[Begin]

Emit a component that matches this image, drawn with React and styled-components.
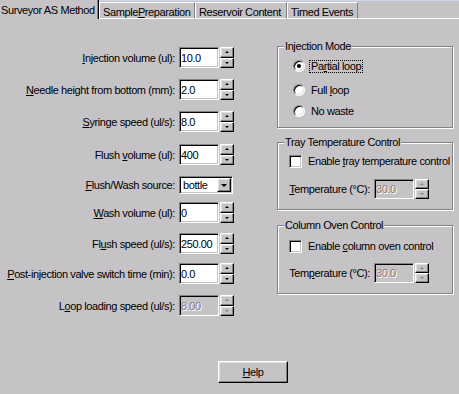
import React from "react";
import styled, { createGlobalStyle, css } from "styled-components";

const BG = "#c6c3c6";
const DARK = "#848284";
const LIGHT = "#dfdfdf";

const GlobalStyle = createGlobalStyle`
  html, body {
    margin: 0;
    padding: 0;
    background: ${BG};
  }
  body {
    font-family: "Liberation Sans", Arial, sans-serif;
    font-size: 11px;
    letter-spacing: -0.4px;
    color: #000;
  }
`;

const Dialog = styled.div`
  width: 459px;
  height: 394px;
  overflow: hidden;
  background: ${BG};
  display: flex;
  flex-direction: column;
`;

const TabBar = styled.div`
  display: flex;
  height: 19px;
  flex-shrink: 0;
  background: linear-gradient(#cdd6e8 0 1px, ${BG} 1px);
`;

const Tab = styled.div`
  box-sizing: border-box;
  display: flex;
  align-items: center;
  width: ${(p) => p.$w}px;
  white-space: nowrap;
  flex-shrink: 0;

  ${(p) =>
    p.$active
      ? css`
          height: 19px;
          padding: 0 0 0 1px;
          background: ${BG};
          border-right: 1px solid #000;
          box-shadow: inset -1px 0 0 ${DARK};
        `
      : css`
          height: 17px;
          margin-top: 2px;
          padding: 2px 0 0 3px;
          border-top: 1px solid #fff;
          border-left: 1px solid #fff;
          border-right: 1px solid ${DARK};
          border-bottom: 1px solid #fff;
        `}
`;

const TabFiller = styled.div`
  flex: 1;
  border-bottom: 1px solid #fff;
`;

const Panel = styled.div`
  flex: 1;
  display: flex;
  flex-direction: column;
`;

const Body = styled.div`
  display: flex;
`;

const LeftColumn = styled.div`
  width: 235px;
  display: flex;
  flex-direction: column;
`;

const RightColumn = styled.div`
  width: 176px;
  margin-left: 42px;
  display: flex;
  flex-direction: column;
`;

const Field = styled.div`
  display: flex;
  align-items: center;
  height: ${(p) => p.$h || 21}px;
  margin-top: ${(p) => p.$mt}px;
`;

const Label = styled.span`
  width: ${(p) => p.$w || 175}px;
  flex-shrink: 0;
  text-align: right;
  white-space: nowrap;
`;

const Sunken = styled.div`
  box-sizing: border-box;
  height: 100%;
  border: 1px solid;
  border-color: ${DARK} #fff #fff ${DARK};
  box-shadow: inset 1px 1px 0 #000, inset -1px -1px 0 ${BG};
`;

const TextBox = styled(Sunken)`
  width: ${(p) => p.$w || 40}px;
  margin-left: 4px;
  padding-left: 1px;
  display: flex;
  align-items: center;
  background: ${(p) => (p.$disabled ? BG : "#fff")};
  color: ${(p) => (p.$disabled ? DARK : "#000")};
  text-shadow: ${(p) => (p.$disabled ? "1px 1px 0 #fff" : "none")};
`;

const Combo = styled(Sunken)`
  width: 54px;
  margin-left: 4px;
  padding: 1px 1px 1px 3px;
  display: flex;
  align-items: center;
  justify-content: space-between;
  background: #fff;
`;

const Raised = styled.div`
  box-sizing: border-box;
  background: ${BG};
  border: 1px solid;
  border-color: #fff #000 #000 #fff;
  box-shadow: inset -1px -1px 0 ${DARK}, inset 1px 1px 0 ${LIGHT};
  display: flex;
  align-items: center;
  justify-content: center;
`;

const Spinner = styled.div`
  width: 14px;
  height: 100%;
  margin-left: 1px;
  display: flex;
  flex-direction: column;
`;

const SpinButton = styled(Raised)`
  flex: 1;
`;

const DropButton = styled(Raised)`
  width: 14px;
  height: 14px;
`;

const Arrow = styled.span`
  width: 0;
  height: 0;
  border-left: ${(p) => p.$size}px solid transparent;
  border-right: ${(p) => p.$size}px solid transparent;
  ${(p) =>
    p.$up
      ? css`
          border-bottom: ${Math.ceil(p.$size * 0.7)}px solid ${p.$disabled ? DARK : "#000"};
        `
      : css`
          border-top: ${Math.ceil(p.$size * 0.7)}px solid ${p.$disabled ? DARK : "#000"};
        `}
`;

const Group = styled.fieldset`
  box-sizing: border-box;
  width: 176px;
  min-width: 0;
  margin: ${(p) => p.$mt}px 0 0 0;
  padding: 0 6px ${(p) => p.$pb}px 6px;
  border: 1px solid ${DARK};
  box-shadow: inset 1px 1px 0 #fff, 1px 1px 0 #fff;
`;

const Legend = styled.legend`
  padding: 0 1px;
  line-height: 13px;
  background: ${BG};
`;

const OptionRow = styled.div`
  display: flex;
  align-items: center;
  height: 16px;
  margin-top: ${(p) => p.$mt}px;
  padding-left: ${(p) => p.$indent}px;
`;

const RadioDot = styled.span`
  box-sizing: border-box;
  width: 12px;
  height: 12px;
  border-radius: 50%;
  border: 1px solid;
  border-color: ${DARK} #fff #fff ${DARK};
  box-shadow: inset 1px 1px 0 #000, inset -1px -1px 0 ${LIGHT};
  background: #fff;
  display: flex;
  align-items: center;
  justify-content: center;
  margin-right: 4px;
  flex-shrink: 0;

  &::after {
    content: "";
    width: 4px;
    height: 4px;
    border-radius: 50%;
    background: #000;
    display: ${(p) => (p.$checked ? "block" : "none")};
  }
`;

const CheckBox = styled(Sunken)`
  width: 13px;
  height: 13px;
  background: #fff;
  margin-right: 4px;
  flex-shrink: 0;
`;

const OptionText = styled.span`
  white-space: nowrap;
  line-height: 11px;
  padding: 0 1px;
  border: 1px dotted ${(p) => (p.$focus ? "#000" : "transparent")};
`;

const Footer = styled.div`
  margin-top: auto;
  padding: 0 0 11px 218px;
`;

const Button = styled.button`
  box-sizing: border-box;
  width: 70px;
  height: 22px;
  padding: 0;
  font: inherit;
  letter-spacing: inherit;
  color: #000;
  background: ${BG};
  border: 1px solid;
  border-color: #fff #000 #000 #fff;
  box-shadow: inset -1px -1px 0 ${DARK}, inset 1px 1px 0 ${LIGHT};
`;

const SpinBox = ({ value, disabled, w }) => (
  <>
    <TextBox $w={w} $disabled={disabled}>{value}</TextBox>
    <Spinner>
      <SpinButton>
        <Arrow $up $size={2} $disabled={disabled} />
      </SpinButton>
      <SpinButton>
        <Arrow $size={2} $disabled={disabled} />
      </SpinButton>
    </Spinner>
  </>
);

const fields = [
  { mt: 28, label: <><u>I</u>njection volume (ul):</>, value: "10.0" },
  { mt: 11, label: <><u>N</u>eedle height from bottom (mm):</>, value: "2.0" },
  { mt: 11, label: <><u>S</u>yringe speed (ul/s):</>, value: "8.0" },
  { mt: 12, label: <>Flush <u>v</u>olume (ul):</>, value: "400" },
  { mt: 11, label: <><u>F</u>lush/Wash source:</>, combo: "bottle" },
  { mt: 8, label: <><u>W</u>ash volume (ul):</>, value: "0" },
  { mt: 10, label: <>Fl<u>u</u>sh speed (ul/s):</>, value: "250.00" },
  { mt: 9, label: <><u>P</u>ost-injection valve switch time (min):</>, value: "0.0" },
  { mt: 11, label: <>L<u>o</u>op loading speed (ul/s):</>, value: "8.00", disabled: true },
];

export default function App() {
  return (
    <>
      <GlobalStyle />
      <Dialog>
        <TabBar>
          <Tab $active $w={99}>Surveyor AS Method</Tab>
          <Tab $w={96}>Sample <u>P</u>reparation</Tab>
          <Tab $w={92}>Reservoir Content</Tab>
          <Tab $w={71}>Timed Events</Tab>
          <TabFiller />
        </TabBar>
        <Panel>
          <Body>
            <LeftColumn>
              {fields.map((f, i) => (
                <Field key={i} $mt={f.mt} $h={f.combo ? 18 : 21}>
                  <Label>{f.label}</Label>
                  {f.combo ? (
                    <Combo>
                      {f.combo}
                      <DropButton>
                        <Arrow $size={3} />
                      </DropButton>
                    </Combo>
                  ) : (
                    <SpinBox value={f.value} disabled={f.disabled} />
                  )}
                </Field>
              ))}
            </LeftColumn>
            <RightColumn>
              <Group $mt={21} $pb={8}>
                <Legend>Injection Mode</Legend>
                <OptionRow $mt={5} $indent={9}>
                  <RadioDot $checked />
                  <OptionText $focus>Pa<u>r</u>tial loop</OptionText>
                </OptionRow>
                <OptionRow $mt={8} $indent={9}>
                  <RadioDot />
                  <OptionText>Full <u>l</u>oop</OptionText>
                </OptionRow>
                <OptionRow $mt={5} $indent={9}>
                  <RadioDot />
                  <OptionText>No waste</OptionText>
                </OptionRow>
              </Group>

              <Group $mt={8} $pb={10}>
                <Legend>Tray Temperature Control</Legend>
                <OptionRow $mt={4} $indent={5}>
                  <CheckBox />
                  <OptionText>Enable <u>t</u>ray temperature control</OptionText>
                </OptionRow>
                <Field $mt={10} $h={20}>
                  <Label $w={86}><u>T</u>emperature (°C):</Label>
                  <SpinBox value="30.0" disabled />
                </Field>
              </Group>

              <Group $mt={9} $pb={10}>
                <Legend>Column Oven Control</Legend>
                <OptionRow $mt={6} $indent={5}>
                  <CheckBox />
                  <OptionText>Enable <u>c</u>olumn oven control</OptionText>
                </OptionRow>
                <Field $mt={9} $h={20}>
                  <Label $w={86}>Tem<u>p</u>erature (°C):</Label>
                  <SpinBox value="30.0" disabled />
                </Field>
              </Group>
            </RightColumn>
          </Body>
          <Footer>
            <Button>
              <u>H</u>elp
            </Button>
          </Footer>
        </Panel>
      </Dialog>
    </>
  );
}
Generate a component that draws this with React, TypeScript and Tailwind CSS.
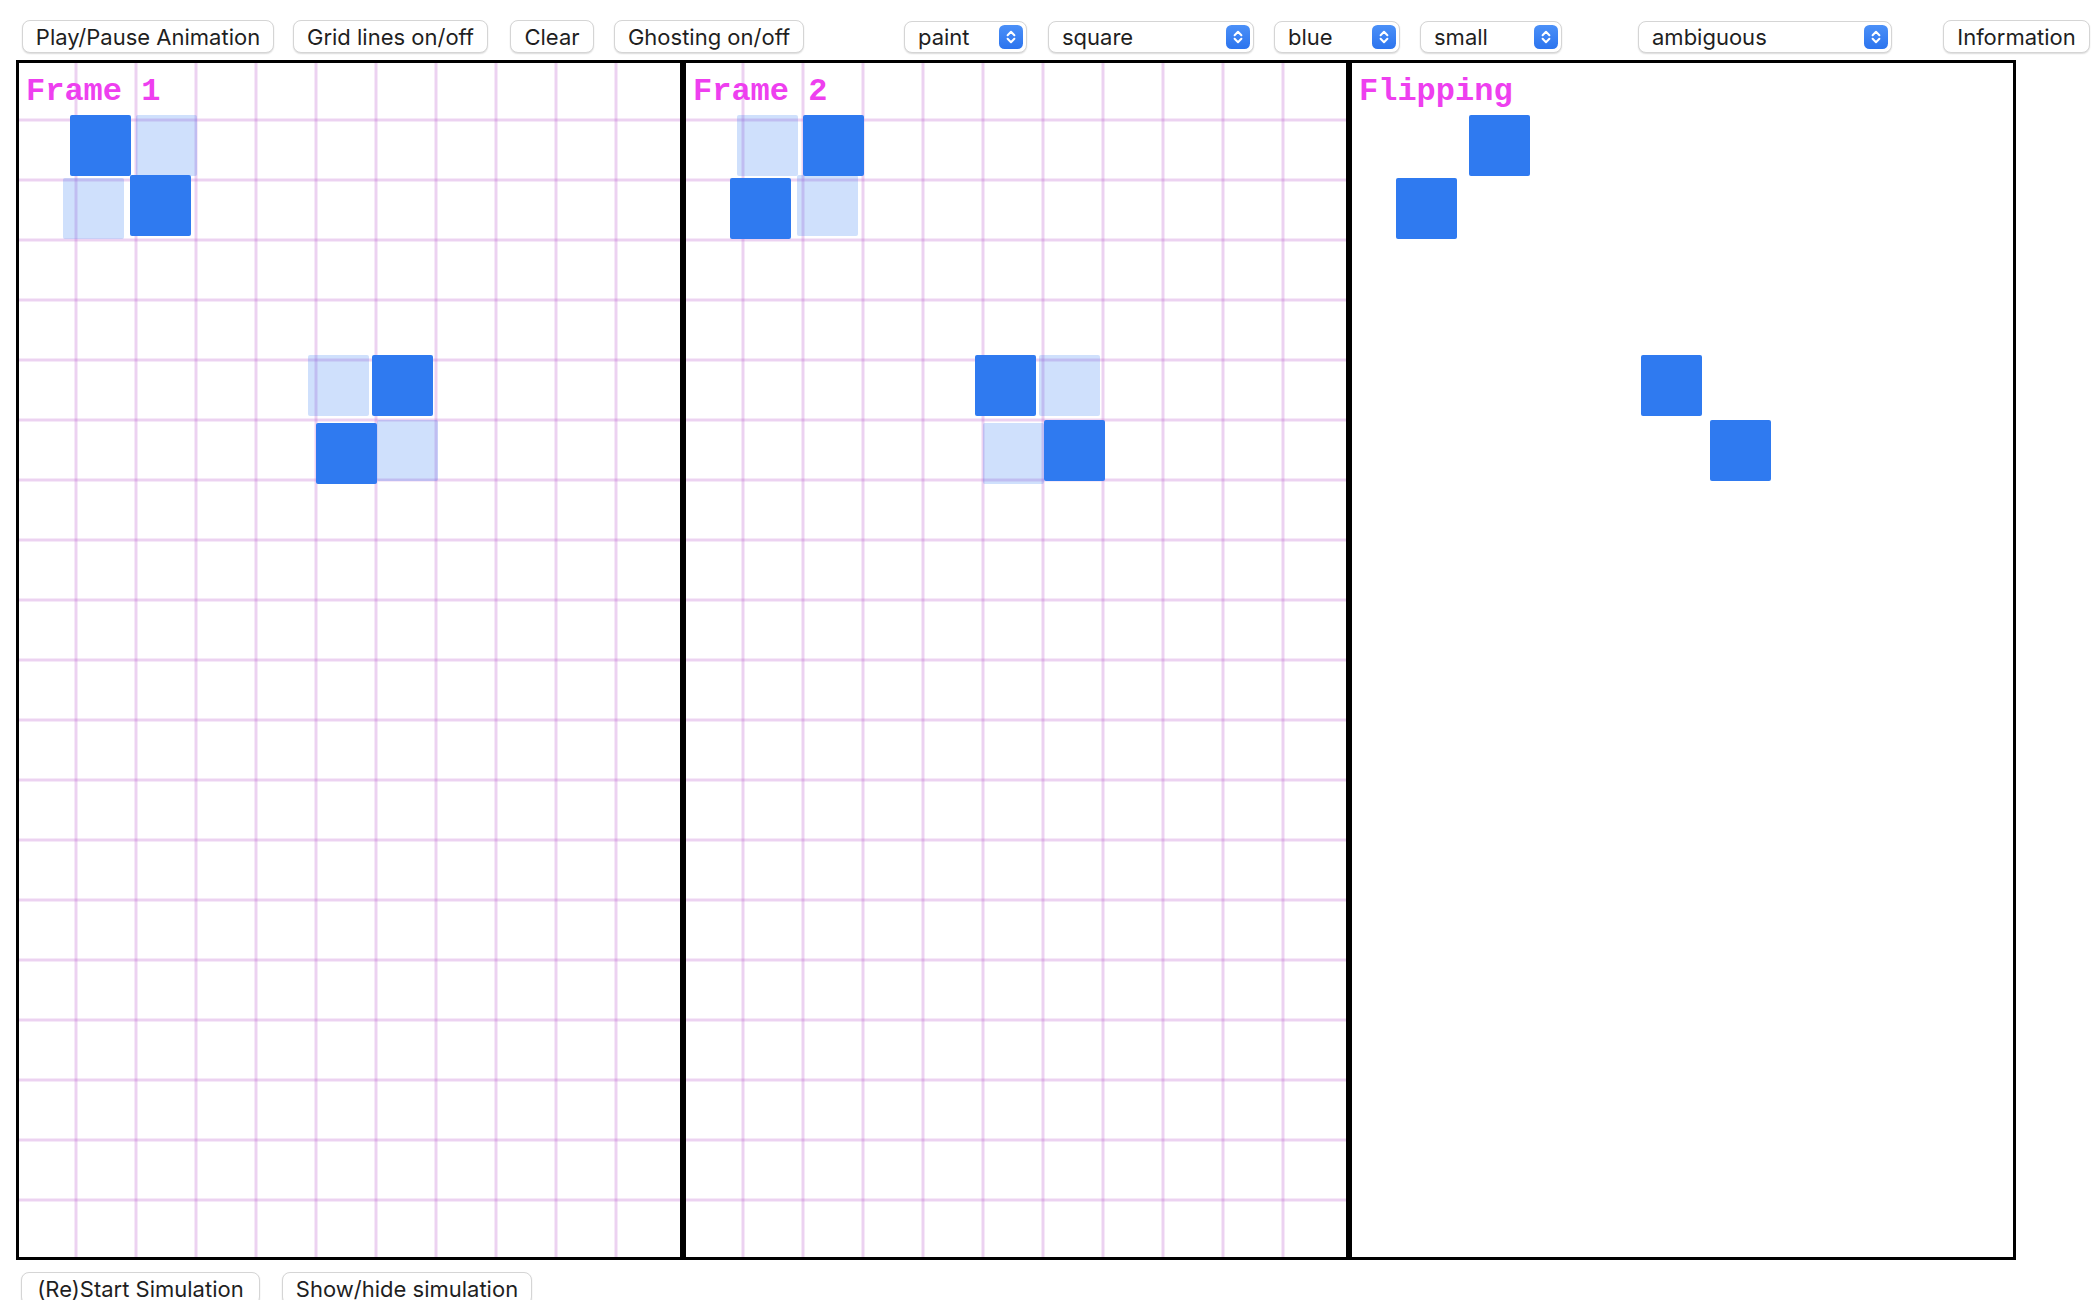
import type { ReactNode } from 'react';

const BLUE = '#2f7af0';
const SIZE = 61;

// frame-relative square positions (x from frame outer left, y from canvas top)
type Sq = [number, number];
const FRAME_A: Sq[] = [
	[54, 55],
	[114, 115],
	[356, 295],
	[300, 363],
];
const FRAME_B: Sq[] = [
	[120, 55],
	[47, 118],
	[292, 295],
	[361, 360],
];

const V_LINES = Array.from({ length: 10 }, (_, i) => (i + 1) * 60);
const H_LINES = Array.from({ length: 19 }, (_, i) => (i + 1) * 60);

function Frame({
	title,
	solid,
	ghost,
	grid,
}: {
	title: string;
	solid: Sq[];
	ghost?: Sq[];
	grid?: boolean;
}) {
	return (
		<div className="relative h-full w-1/3 border-[3px] border-black bg-white">
			<svg className="absolute inset-0 h-full w-full">
				<g transform="translate(-3,-3)">
					{grid && (
						<g stroke="rgba(185,90,205,0.27)" strokeWidth={3}>
							{V_LINES.map((x) => (
								<line key={'v' + x} x1={x} y1={0} x2={x} y2={1200} />
							))}
							{H_LINES.map((y) => (
								<line key={'h' + y} x1={0} y1={y} x2={667} y2={y} />
							))}
						</g>
					)}
					{ghost?.map(([x, y]) => (
						<rect
							key={'g' + x + y}
							x={x}
							y={y}
							width={SIZE}
							height={SIZE}
							rx={2}
							fill={BLUE}
							opacity={0.23}
						/>
					))}
					{solid.map(([x, y]) => (
						<rect
							key={'s' + x + y}
							x={x}
							y={y}
							width={SIZE}
							height={SIZE}
							rx={2}
							fill={BLUE}
						/>
					))}
					<text
						x={10}
						y={40}
						fontFamily="'Liberation Mono', 'Courier New', monospace"
						fontWeight={700}
						fontSize={32}
						fill="#ee3fef"
					>
						{title}
					</text>
				</g>
			</svg>
		</div>
	);
}

function Btn({ children, className }: { children: ReactNode; className: string }) {
	return (
		<button
			className={
				'flex h-[33px] shrink-0 items-center justify-center rounded-[8px] border border-[#d5d5d5] bg-white pt-[1px] text-[22px] text-[#1f1f1f] shadow-[0_1px_1.5px_rgba(0,0,0,0.14)] ' +
				className
			}
		>
			{children}
		</button>
	);
}

function Stepper() {
	return (
		<svg width="24" height="24" viewBox="0 0 24 24" className="shrink-0">
			<defs>
				<linearGradient id="stp" x1="0" y1="0" x2="0" y2="1">
					<stop offset="0" stopColor="#4b90f8" />
					<stop offset="1" stopColor="#2c74ee" />
				</linearGradient>
			</defs>
			<rect x="0" y="0" width="24" height="24" rx="5.5" fill="url(#stp)" />
			<path
				d="M8.6 10.2 L12 6.8 L15.4 10.2 M8.6 13.8 L12 17.2 L15.4 13.8"
				stroke="white"
				strokeWidth="2"
				fill="none"
				strokeLinecap="round"
				strokeLinejoin="round"
			/>
		</svg>
	);
}

function Select({ value, className }: { value: string; className: string }) {
	return (
		<div
			className={
				'flex h-[32px] shrink-0 items-center justify-between rounded-[8px] border border-[#d5d5d5] bg-white pl-[13px] pr-[3px] text-[22px] text-[#1f1f1f] shadow-[0_1px_1.5px_rgba(0,0,0,0.14)] ' +
				className
			}
		>
			<span className="pt-[1px]">{value}</span>
			<Stepper />
		</div>
	);
}

export default function App() {
	return (
		<div className="min-h-screen bg-white font-['Inter',sans-serif]">
			<div className="flex items-center pl-[22px] pt-[20px]">
				<Btn className="w-[252px]">Play/Pause Animation</Btn>
				<Btn className="ml-[19px] w-[195px]">Grid lines on/off</Btn>
				<Btn className="ml-[22px] w-[84px]">Clear</Btn>
				<Btn className="ml-[20px] w-[190px]">Ghosting on/off</Btn>
				<Select value="paint" className="ml-[100px] w-[123px]" />
				<Select value="square" className="ml-[21px] w-[206px]" />
				<Select value="blue" className="ml-[20px] w-[126px]" />
				<Select value="small" className="ml-[20px] w-[142px]" />
				<Select value="ambiguous" className="ml-[76px] w-[254px]" />
				<Btn className="ml-[51px] w-[147px]">Information</Btn>
			</div>

			<div className="mt-[7px] pl-[16px]">
				<div className="flex h-[1200px] w-[2000px]">
					<Frame title="Frame 1" solid={FRAME_A} ghost={FRAME_B} grid />
					<Frame title="Frame 2" solid={FRAME_B} ghost={FRAME_A} grid />
					<Frame title="Flipping" solid={FRAME_B} />
				</div>
			</div>

			<div className="mt-[12px] flex items-center pl-[21px]">
				<Btn className="w-[239px]">(Re)Start Simulation</Btn>
				<Btn className="ml-[22px] w-[250px]">Show/hide simulation</Btn>
			</div>
		</div>
	);
}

[End]

What you have to do:
Collect each line above holding the string "components".

Solution below:
Emit a component that matches this image, drawn with React and styled-components.
import styled, { createGlobalStyle, css } from "styled-components";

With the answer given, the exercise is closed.